> _WHAT THIS TASK INVOLVES_: Retype the data that follows line by line, exactly, and leave its pictures out.
---- INFORMATION SUPPLIED
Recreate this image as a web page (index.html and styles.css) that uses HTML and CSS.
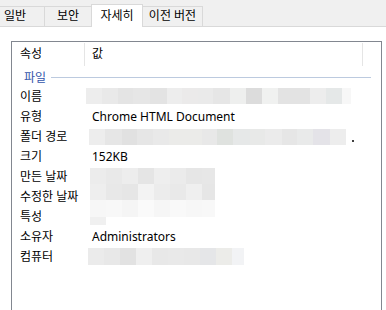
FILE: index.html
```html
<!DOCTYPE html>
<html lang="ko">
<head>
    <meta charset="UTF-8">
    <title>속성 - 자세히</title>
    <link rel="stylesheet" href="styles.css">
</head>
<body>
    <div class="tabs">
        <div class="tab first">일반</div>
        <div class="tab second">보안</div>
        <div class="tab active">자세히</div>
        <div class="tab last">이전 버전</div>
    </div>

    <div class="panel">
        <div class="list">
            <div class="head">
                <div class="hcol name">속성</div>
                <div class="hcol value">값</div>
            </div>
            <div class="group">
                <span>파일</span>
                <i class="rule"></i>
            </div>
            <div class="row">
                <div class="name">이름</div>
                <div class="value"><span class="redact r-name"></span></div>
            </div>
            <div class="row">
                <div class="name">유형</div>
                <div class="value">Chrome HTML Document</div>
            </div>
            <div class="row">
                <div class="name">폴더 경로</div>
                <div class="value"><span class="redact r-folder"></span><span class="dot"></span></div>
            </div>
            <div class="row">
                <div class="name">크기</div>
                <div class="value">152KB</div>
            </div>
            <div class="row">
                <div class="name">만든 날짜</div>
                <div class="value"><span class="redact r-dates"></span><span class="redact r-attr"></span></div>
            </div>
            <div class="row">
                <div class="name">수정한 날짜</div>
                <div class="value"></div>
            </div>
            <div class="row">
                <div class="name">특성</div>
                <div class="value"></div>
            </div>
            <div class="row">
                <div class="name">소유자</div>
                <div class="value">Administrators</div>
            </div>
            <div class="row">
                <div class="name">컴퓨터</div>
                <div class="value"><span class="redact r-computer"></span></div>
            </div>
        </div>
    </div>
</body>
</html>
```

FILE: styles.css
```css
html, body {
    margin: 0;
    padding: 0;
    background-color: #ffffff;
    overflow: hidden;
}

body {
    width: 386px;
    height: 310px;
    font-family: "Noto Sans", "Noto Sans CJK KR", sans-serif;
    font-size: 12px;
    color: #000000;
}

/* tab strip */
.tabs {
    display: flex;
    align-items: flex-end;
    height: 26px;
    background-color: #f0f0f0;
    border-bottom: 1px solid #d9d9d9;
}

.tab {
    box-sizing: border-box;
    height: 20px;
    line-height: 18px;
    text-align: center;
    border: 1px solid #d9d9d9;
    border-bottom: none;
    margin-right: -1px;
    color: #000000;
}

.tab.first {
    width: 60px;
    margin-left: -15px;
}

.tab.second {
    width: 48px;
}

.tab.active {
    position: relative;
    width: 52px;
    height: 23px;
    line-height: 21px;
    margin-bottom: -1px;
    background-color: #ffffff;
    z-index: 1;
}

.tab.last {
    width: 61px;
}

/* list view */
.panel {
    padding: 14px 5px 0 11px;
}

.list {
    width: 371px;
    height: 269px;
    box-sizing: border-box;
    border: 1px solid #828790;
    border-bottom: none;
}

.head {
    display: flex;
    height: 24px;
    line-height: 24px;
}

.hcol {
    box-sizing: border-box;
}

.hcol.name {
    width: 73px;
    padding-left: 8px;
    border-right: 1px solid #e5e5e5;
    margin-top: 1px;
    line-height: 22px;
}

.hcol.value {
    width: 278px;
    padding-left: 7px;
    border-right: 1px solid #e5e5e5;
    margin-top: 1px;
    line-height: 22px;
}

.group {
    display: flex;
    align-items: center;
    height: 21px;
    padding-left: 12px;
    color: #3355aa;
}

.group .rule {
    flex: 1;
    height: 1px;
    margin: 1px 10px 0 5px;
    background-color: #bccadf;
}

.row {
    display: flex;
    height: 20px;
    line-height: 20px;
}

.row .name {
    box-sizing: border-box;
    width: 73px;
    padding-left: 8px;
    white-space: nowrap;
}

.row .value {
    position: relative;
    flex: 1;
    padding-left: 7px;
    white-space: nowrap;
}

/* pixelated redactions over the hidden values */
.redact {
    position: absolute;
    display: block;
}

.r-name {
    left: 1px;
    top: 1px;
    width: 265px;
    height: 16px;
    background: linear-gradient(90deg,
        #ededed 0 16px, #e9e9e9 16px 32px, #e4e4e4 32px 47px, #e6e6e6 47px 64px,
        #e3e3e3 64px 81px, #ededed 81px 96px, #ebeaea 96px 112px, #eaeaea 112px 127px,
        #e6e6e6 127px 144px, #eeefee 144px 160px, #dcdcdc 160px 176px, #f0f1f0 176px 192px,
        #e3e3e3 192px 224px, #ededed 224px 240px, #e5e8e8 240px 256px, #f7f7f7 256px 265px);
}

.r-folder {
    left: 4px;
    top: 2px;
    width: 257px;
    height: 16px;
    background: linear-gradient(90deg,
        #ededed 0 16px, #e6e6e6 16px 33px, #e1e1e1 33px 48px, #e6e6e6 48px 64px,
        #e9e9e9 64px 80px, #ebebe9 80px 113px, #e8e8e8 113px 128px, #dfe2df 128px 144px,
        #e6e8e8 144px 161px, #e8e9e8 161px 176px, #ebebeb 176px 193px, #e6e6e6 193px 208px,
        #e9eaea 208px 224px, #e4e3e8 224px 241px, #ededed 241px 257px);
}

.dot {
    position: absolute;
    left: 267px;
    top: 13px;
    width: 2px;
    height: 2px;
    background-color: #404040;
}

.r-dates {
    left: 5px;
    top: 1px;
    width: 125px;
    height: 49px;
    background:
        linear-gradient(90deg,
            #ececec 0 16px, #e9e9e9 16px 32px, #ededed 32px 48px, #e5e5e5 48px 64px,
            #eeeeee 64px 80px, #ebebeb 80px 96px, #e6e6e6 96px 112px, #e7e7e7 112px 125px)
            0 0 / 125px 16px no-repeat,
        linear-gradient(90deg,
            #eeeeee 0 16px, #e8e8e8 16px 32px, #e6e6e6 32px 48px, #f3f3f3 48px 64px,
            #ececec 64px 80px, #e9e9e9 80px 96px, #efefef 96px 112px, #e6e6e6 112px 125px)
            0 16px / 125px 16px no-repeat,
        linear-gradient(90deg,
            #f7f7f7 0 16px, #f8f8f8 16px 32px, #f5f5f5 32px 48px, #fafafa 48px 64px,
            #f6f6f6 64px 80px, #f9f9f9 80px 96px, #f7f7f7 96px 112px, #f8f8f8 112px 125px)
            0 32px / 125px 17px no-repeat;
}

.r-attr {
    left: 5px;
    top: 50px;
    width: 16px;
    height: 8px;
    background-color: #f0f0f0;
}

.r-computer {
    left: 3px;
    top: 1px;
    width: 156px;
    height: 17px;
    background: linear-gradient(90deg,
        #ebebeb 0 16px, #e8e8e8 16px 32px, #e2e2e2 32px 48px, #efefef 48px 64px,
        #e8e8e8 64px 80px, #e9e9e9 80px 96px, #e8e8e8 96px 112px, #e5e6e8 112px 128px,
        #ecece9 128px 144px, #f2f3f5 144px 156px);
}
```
--------
> _ANSWER FOR THIS EXERCISE_:
Recreate this image as a web page (index.html and styles.css) that uses HTML and CSS.
FILE: index.html
```html
<!DOCTYPE html>
<html lang="ko">
<head>
    <meta charset="UTF-8">
    <title>속성 - 자세히</title>
    <link rel="stylesheet" href="styles.css">
</head>
<body>
    <div class="tabs">
        <div class="tab first">일반</div>
        <div class="tab second">보안</div>
        <div class="tab active">자세히</div>
        <div class="tab last">이전 버전</div>
    </div>

    <div class="panel">
        <div class="list">
            <div class="head">
                <div class="hcol name">속성</div>
                <div class="hcol value">값</div>
            </div>
            <div class="group">
                <span>파일</span>
                <i class="rule"></i>
            </div>
            <div class="row">
                <div class="name">이름</div>
                <div class="value"><span class="redact r-name"></span></div>
            </div>
            <div class="row">
                <div class="name">유형</div>
                <div class="value">Chrome HTML Document</div>
            </div>
            <div class="row">
                <div class="name">폴더 경로</div>
                <div class="value"><span class="redact r-folder"></span><span class="dot"></span></div>
            </div>
            <div class="row">
                <div class="name">크기</div>
                <div class="value">152KB</div>
            </div>
            <div class="row">
                <div class="name">만든 날짜</div>
                <div class="value"><span class="redact r-dates"></span><span class="redact r-attr"></span></div>
            </div>
            <div class="row">
                <div class="name">수정한 날짜</div>
                <div class="value"></div>
            </div>
            <div class="row">
                <div class="name">특성</div>
                <div class="value"></div>
            </div>
            <div class="row">
                <div class="name">소유자</div>
                <div class="value">Administrators</div>
            </div>
            <div class="row">
                <div class="name">컴퓨터</div>
                <div class="value"><span class="redact r-computer"></span></div>
            </div>
        </div>
    </div>
</body>
</html>
```

FILE: styles.css
```css
html, body {
    margin: 0;
    padding: 0;
    background-color: #ffffff;
    overflow: hidden;
}

body {
    width: 386px;
    height: 310px;
    font-family: "Noto Sans", "Noto Sans CJK KR", sans-serif;
    font-size: 12px;
    color: #000000;
}

/* tab strip */
.tabs {
    display: flex;
    align-items: flex-end;
    height: 26px;
    background-color: #f0f0f0;
    border-bottom: 1px solid #d9d9d9;
}

.tab {
    box-sizing: border-box;
    height: 20px;
    line-height: 18px;
    text-align: center;
    border: 1px solid #d9d9d9;
    border-bottom: none;
    margin-right: -1px;
    color: #000000;
}

.tab.first {
    width: 60px;
    margin-left: -15px;
}

.tab.second {
    width: 48px;
}

.tab.active {
    position: relative;
    width: 52px;
    height: 23px;
    line-height: 21px;
    margin-bottom: -1px;
    background-color: #ffffff;
    z-index: 1;
}

.tab.last {
    width: 61px;
}

/* list view */
.panel {
    padding: 14px 5px 0 11px;
}

.list {
    width: 371px;
    height: 269px;
    box-sizing: border-box;
    border: 1px solid #828790;
    border-bottom: none;
}

.head {
    display: flex;
    height: 24px;
    line-height: 24px;
}

.hcol {
    box-sizing: border-box;
}

.hcol.name {
    width: 73px;
    padding-left: 8px;
    border-right: 1px solid #e5e5e5;
    margin-top: 1px;
    line-height: 22px;
}

.hcol.value {
    width: 278px;
    padding-left: 7px;
    border-right: 1px solid #e5e5e5;
    margin-top: 1px;
    line-height: 22px;
}

.group {
    display: flex;
    align-items: center;
    height: 21px;
    padding-left: 12px;
    color: #3355aa;
}

.group .rule {
    flex: 1;
    height: 1px;
    margin: 1px 10px 0 5px;
    background-color: #bccadf;
}

.row {
    display: flex;
    height: 20px;
    line-height: 20px;
}

.row .name {
    box-sizing: border-box;
    width: 73px;
    padding-left: 8px;
    white-space: nowrap;
}

.row .value {
    position: relative;
    flex: 1;
    padding-left: 7px;
    white-space: nowrap;
}

/* pixelated redactions over the hidden values */
.redact {
    position: absolute;
    display: block;
}

.r-name {
    left: 1px;
    top: 1px;
    width: 265px;
    height: 16px;
    background: linear-gradient(90deg,
        #ededed 0 16px, #e9e9e9 16px 32px, #e4e4e4 32px 47px, #e6e6e6 47px 64px,
        #e3e3e3 64px 81px, #ededed 81px 96px, #ebeaea 96px 112px, #eaeaea 112px 127px,
        #e6e6e6 127px 144px, #eeefee 144px 160px, #dcdcdc 160px 176px, #f0f1f0 176px 192px,
        #e3e3e3 192px 224px, #ededed 224px 240px, #e5e8e8 240px 256px, #f7f7f7 256px 265px);
}

.r-folder {
    left: 4px;
    top: 2px;
    width: 257px;
    height: 16px;
    background: linear-gradient(90deg,
        #ededed 0 16px, #e6e6e6 16px 33px, #e1e1e1 33px 48px, #e6e6e6 48px 64px,
        #e9e9e9 64px 80px, #ebebe9 80px 113px, #e8e8e8 113px 128px, #dfe2df 128px 144px,
        #e6e8e8 144px 161px, #e8e9e8 161px 176px, #ebebeb 176px 193px, #e6e6e6 193px 208px,
        #e9eaea 208px 224px, #e4e3e8 224px 241px, #ededed 241px 257px);
}

.dot {
    position: absolute;
    left: 267px;
    top: 13px;
    width: 2px;
    height: 2px;
    background-color: #404040;
}

.r-dates {
    left: 5px;
    top: 1px;
    width: 125px;
    height: 49px;
    background:
        linear-gradient(90deg,
            #ececec 0 16px, #e9e9e9 16px 32px, #ededed 32px 48px, #e5e5e5 48px 64px,
            #eeeeee 64px 80px, #ebebeb 80px 96px, #e6e6e6 96px 112px, #e7e7e7 112px 125px)
            0 0 / 125px 16px no-repeat,
        linear-gradient(90deg,
            #eeeeee 0 16px, #e8e8e8 16px 32px, #e6e6e6 32px 48px, #f3f3f3 48px 64px,
            #ececec 64px 80px, #e9e9e9 80px 96px, #efefef 96px 112px, #e6e6e6 112px 125px)
            0 16px / 125px 16px no-repeat,
        linear-gradient(90deg,
            #f7f7f7 0 16px, #f8f8f8 16px 32px, #f5f5f5 32px 48px, #fafafa 48px 64px,
            #f6f6f6 64px 80px, #f9f9f9 80px 96px, #f7f7f7 96px 112px, #f8f8f8 112px 125px)
            0 32px / 125px 17px no-repeat;
}

.r-attr {
    left: 5px;
    top: 50px;
    width: 16px;
    height: 8px;
    background-color: #f0f0f0;
}

.r-computer {
    left: 3px;
    top: 1px;
    width: 156px;
    height: 17px;
    background: linear-gradient(90deg,
        #ebebeb 0 16px, #e8e8e8 16px 32px, #e2e2e2 32px 48px, #efefef 48px 64px,
        #e8e8e8 64px 80px, #e9e9e9 80px 96px, #e8e8e8 96px 112px, #e5e6e8 112px 128px,
        #ecece9 128px 144px, #f2f3f5 144px 156px);
}
```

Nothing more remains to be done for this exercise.